* _PROBLEM_: Show all lines of the listing that hold the word "styles".

* _COLLECTED DATA_:
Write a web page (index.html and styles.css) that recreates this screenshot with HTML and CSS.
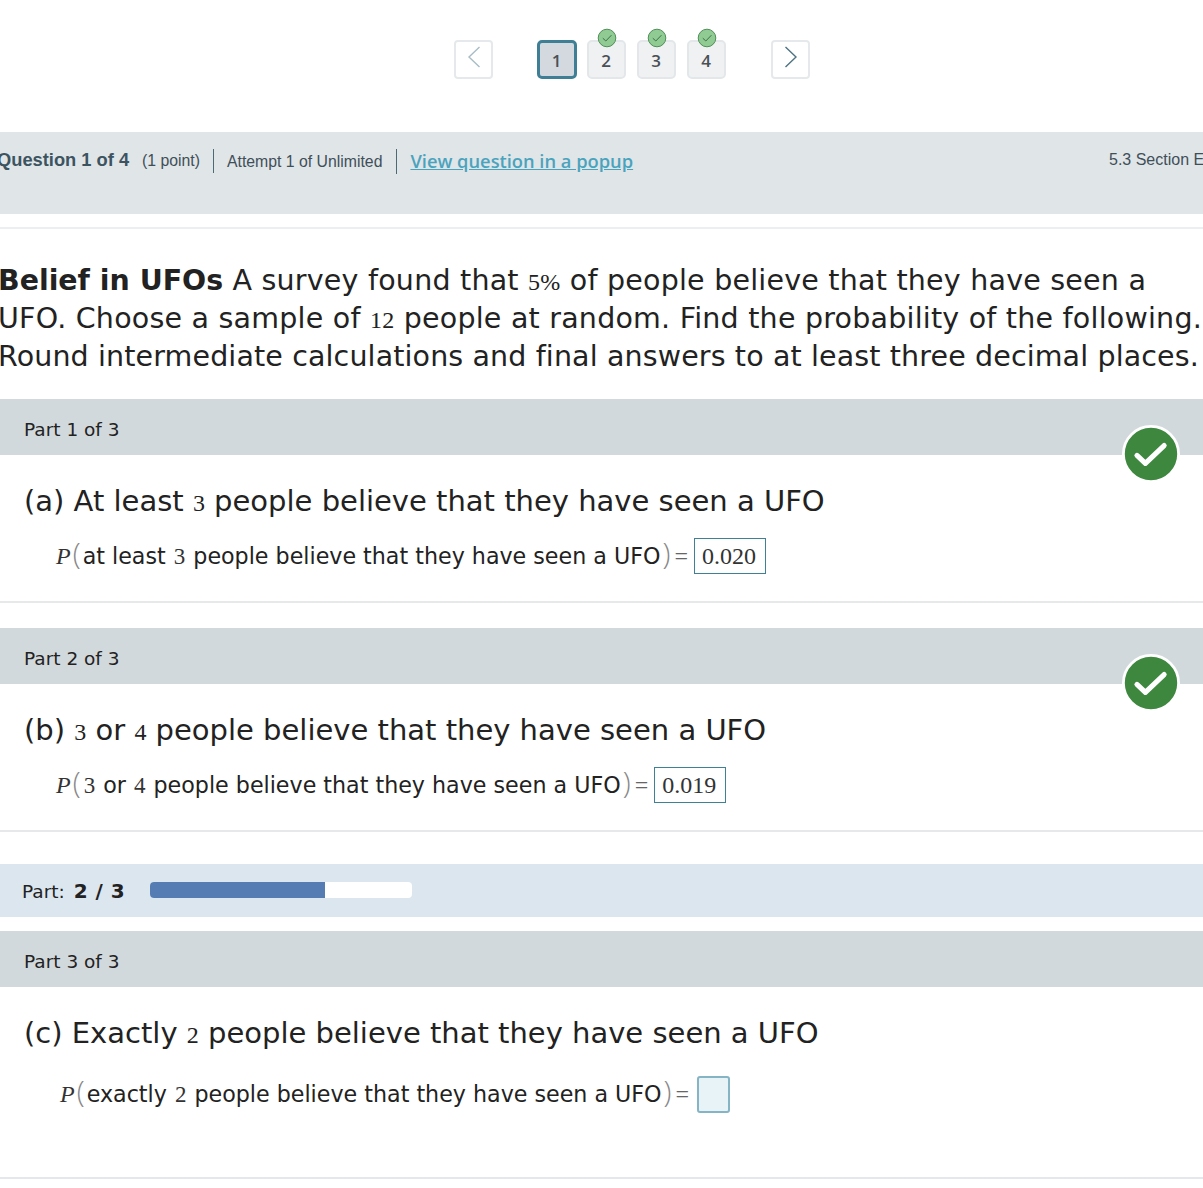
FILE: index.html
```html
<!DOCTYPE html>
<html>
<head>
  <meta charset="utf-8">
  <title>Question 1 of 4</title>
  <link rel="stylesheet" href="styles.css">
</head>
<body>

  <nav class="pager">
    <a class="arrow arrow-off">
      <svg width="14" height="24" viewBox="0 0 14 24"><path d="M12.5 2 L2 12 L12.5 22" /></svg>
    </a>
    <div class="pages">
      <a class="page current">1</a>
      <a class="page">2
        <svg class="done" width="20" height="20" viewBox="0 0 20 20"><circle cx="10" cy="10" r="8.8" /><path d="M5.8 10.2 L8.8 13 L14.4 7.2" /></svg>
      </a>
      <a class="page">3
        <svg class="done" width="20" height="20" viewBox="0 0 20 20"><circle cx="10" cy="10" r="8.8" /><path d="M5.8 10.2 L8.8 13 L14.4 7.2" /></svg>
      </a>
      <a class="page">4
        <svg class="done" width="20" height="20" viewBox="0 0 20 20"><circle cx="10" cy="10" r="8.8" /><path d="M5.8 10.2 L8.8 13 L14.4 7.2" /></svg>
      </a>
    </div>
    <a class="arrow">
      <svg width="14" height="24" viewBox="0 0 14 24"><path d="M1.5 2 L12 12 L1.5 22" /></svg>
    </a>
  </nav>

  <header class="question-bar">
    <div class="question-info">
      <strong class="question-num">Question 1 of 4</strong>
      <span class="points">(1 point)</span>
      <span class="attempt">Attempt 1 of Unlimited</span>
      <a class="popup" href="#">View question in a popup</a>
    </div>
    <div class="section-name">5.3 Section E</div>
  </header>

  <p class="stem"><b>Belief in UFOs</b> A survey found that <span class="num">5%</span> of people believe that they have seen a<br>UFO. Choose a sample of <span class="num">12</span> people at random. Find the probability of the following.<br><span class="stem-last">Round intermediate calculations and final answers to at least three decimal places.</span></p>

  <section class="part part-a">
    <div class="part-title">Part 1 of 3
      <svg class="correct" width="58" height="58" viewBox="0 0 62 62"><circle cx="31" cy="31" r="29.5" /><path d="M16 32.5 L25 41 L45 22" /></svg>
    </div>
    <h2 class="part-q">(a) At least <span class="num">3</span> people believe that they have seen a UFO</h2>
    <div class="answer-row"><i class="var">P</i><span class="paren">(</span>at least <span class="num">3</span> people believe that they have seen a UFO<span class="paren">)</span><span class="eq">=</span><span class="answer">0.020</span></div>
  </section>

  <section class="part part-b">
    <div class="part-title">Part 2 of 3
      <svg class="correct" width="58" height="58" viewBox="0 0 62 62"><circle cx="31" cy="31" r="29.5" /><path d="M16 32.5 L25 41 L45 22" /></svg>
    </div>
    <h2 class="part-q">(b) <span class="num">3</span> or <span class="num">4</span> people believe that they have seen a UFO</h2>
    <div class="answer-row"><i class="var">P</i><span class="paren">(</span><span class="num">3</span> or <span class="num">4</span> people believe that they have seen a UFO<span class="paren">)</span><span class="eq">=</span><span class="answer">0.019</span></div>
  </section>

  <div class="progress">
    <span class="progress-label">Part: <b>2 / 3</b></span>
    <div class="progress-track"><div class="progress-fill" style="width: 66.8%"></div></div>
  </div>

  <section class="part part-c">
    <div class="part-title">Part 3 of 3</div>
    <h2 class="part-q">(c) Exactly <span class="num">2</span> people believe that they have seen a UFO</h2>
    <div class="answer-row"><i class="var">P</i><span class="paren">(</span>exactly <span class="num">2</span> people believe that they have seen a UFO<span class="paren">)</span><span class="eq">=</span><span class="answer answer-empty"></span></div>
  </section>

</body>
</html>
```

FILE: styles.css
```css
html, body {
    margin: 0;
    padding: 0;
    height: 1188px;
    overflow: hidden;
}

body {
    font-family: "DejaVu Sans", Verdana, sans-serif;
    color: #1d1d1d;
    background: #fff;
}

.num {
    font-family: "Liberation Serif", serif;
    line-height: 0;
}

/* pager */
.pager {
    height: 132px;
    padding: 40px 393px 0 454px;
    box-sizing: border-box;
    display: flex;
    align-items: flex-start;
    justify-content: space-between;
}

.arrow {
    width: 39px;
    height: 39px;
    box-sizing: border-box;
    border: 2px solid #e6e9eb;
    border-radius: 4px;
    display: flex;
    justify-content: center;
    padding-top: 3px;
}

.arrow svg {
    fill: none;
    stroke: #4e7384;
    stroke-width: 1.4;
}

.arrow-off svg {
    stroke: #a9bcc6;
}

.pages {
    display: flex;
    gap: 11px;
    margin-right: 2px;
}

.page {
    position: relative;
    width: 39px;
    height: 39px;
    box-sizing: border-box;
    border: 2px solid #e3e7ea;
    border-radius: 5px;
    background: #eff1f3;
    font-family: "Open Sans", sans-serif;
    font-weight: 600;
    font-size: 17px;
    color: #4a5056;
    text-align: center;
    line-height: 38px;
}

.page.current {
    width: 40px;
    margin-right: -1px;
    border: 3px solid #3f7f96;
    background: #d3d9de;
    line-height: 36px;
}

.done {
    position: absolute;
    top: -14px;
    left: 8px;
}

.done circle {
    fill: #8fcb92;
    stroke: #4f8f58;
    stroke-width: 1;
}

.done path {
    fill: none;
    stroke: #3d6f48;
    stroke-width: 1;
}

/* question header */
.question-bar {
    height: 82px;
    background: #e0e5e8;
    display: flex;
    justify-content: space-between;
    font-family: "Liberation Sans", sans-serif;
    color: #3f4f58;
    white-space: nowrap;
}

.question-info {
    display: flex;
    align-items: center;
    height: 58px;
    margin-left: -3px;
}

.question-num {
    font-size: 18.3px;
    margin: 0 13px 2px 0;
    color: #3c5360;
}

.points {
    font-size: 15.8px;
    padding-right: 13px;
    border-right: 1px solid #4e6875;
    line-height: 24px;
}

.attempt {
    font-size: 15.8px;
    padding: 0 14px 0 13px;
    border-right: 1px solid #4e6875;
    line-height: 25px;
}

.popup {
    font-family: "Open Sans", sans-serif;
    font-size: 18.3px;
    font-weight: 600;
    color: #4aa3bd;
    margin: 0 0 2px 13px;
}

.section-name {
    font-size: 16px;
    padding-top: 19px;
    width: 94px;
    overflow: hidden;
}

/* question text */
.stem {
    margin: 13px 0 0 -2px;
    padding-top: 33px;
    border-top: 2px solid #eceeef;
    font-size: 28.5px;
    letter-spacing: 0.22px;
    line-height: 38px;
    height: 137px;
    white-space: nowrap;
    color: #222;
}

.stem b {
    letter-spacing: 0;
    font-size: 28.4px;
}

.stem .num {
    font-size: 24px;
}

.stem-last {
    letter-spacing: 0.13px;
}

/* parts */
.part-title {
    position: relative;
    height: 56px;
    line-height: 61px;
    padding-left: 24px;
    background: #d2d9dd;
    font-size: 18.5px;
    color: #222;
}

.correct {
    position: absolute;
    right: 23px;
    top: 26px;
}

.correct circle {
    fill: #3e873f;
    stroke: #fff;
    stroke-width: 3;
}

.correct path {
    fill: none;
    stroke: #fff;
    stroke-width: 5.5;
    stroke-linecap: round;
    stroke-linejoin: round;
}

.part-q {
    margin: 0;
    padding: 27px 0 0 24px;
    font-size: 29px;
    font-weight: normal;
    line-height: 38px;
    color: #222;
}

.part-q .num {
    font-size: 24px;
}

.answer-row {
    white-space: nowrap;
    padding-left: 56px;
    margin-top: 18px;
    height: 36px;
    line-height: 36px;
    font-size: 22.2px;
    color: #222;
}

.answer-row .num {
    font-size: 23px;
    margin: 0 1px;
    color: #333;
}

.var {
    font-family: "Liberation Serif", serif;
    font-size: 24px;
    line-height: 0;
    color: #333;
}

.paren {
    display: inline-block;
    width: 10px;
    margin-left: 2px;
    font-size: 29px;
    font-weight: 200;
    font-family: "Open Sans", sans-serif;
    color: #888;
    line-height: 0;
}

.eq {
    font-family: "Liberation Serif", serif;
    font-size: 24px;
    line-height: 0;
    color: #666;
    margin: 0 6px 0 2px;
}

.answer {
    display: inline-block;
    vertical-align: top;
    box-sizing: border-box;
    height: 36px;
    padding: 0 9px 0 7px;
    border: 1px solid #3f8096;
    font-family: "Liberation Serif", serif;
    font-size: 24px;
    line-height: 34px;
    color: #333;
}

.answer-empty {
    width: 33px;
    height: 37px;
    padding: 0;
    border: 2px solid #85b4c4;
    border-radius: 3px;
    background: #e8f3f8;
}

.part-a {
    height: 202px;
    border-bottom: 2px solid #e6e8ea;
    margin-bottom: 25px;
}

.part-b {
    height: 202px;
    border-bottom: 2px solid #e6e8ea;
    margin-bottom: 32px;
}

.part-c {
    height: 246px;
    border-bottom: 2px solid #e4e7ec;
}

.part-c .answer-row {
    padding-left: 60px;
    margin-top: 24px;
}

.part-c .eq {
    margin-right: 8px;
}

.progress {
    display: flex;
    align-items: center;
    height: 53px;
    padding-left: 22px;
    margin-bottom: 14px;
    background: #dce6ef;
    font-size: 18.5px;
    color: #222;
}

.progress-label {
    width: 128px;
}

.progress-label b {
    font-size: 20px;
    word-spacing: 1px;
    margin-left: 3px;
}

.progress-track {
    width: 262px;
    height: 16px;
    margin-bottom: 2px;
    border-radius: 4px;
    background: #fff;
    overflow: hidden;
}

.progress-fill {
    height: 100%;
    background: #567db3;
}
```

* _RESULT FOR THIS TASK_:
Write a web page (index.html and styles.css) that recreates this screenshot with HTML and CSS.
  <link rel="stylesheet" href="styles.css">
FILE: styles.css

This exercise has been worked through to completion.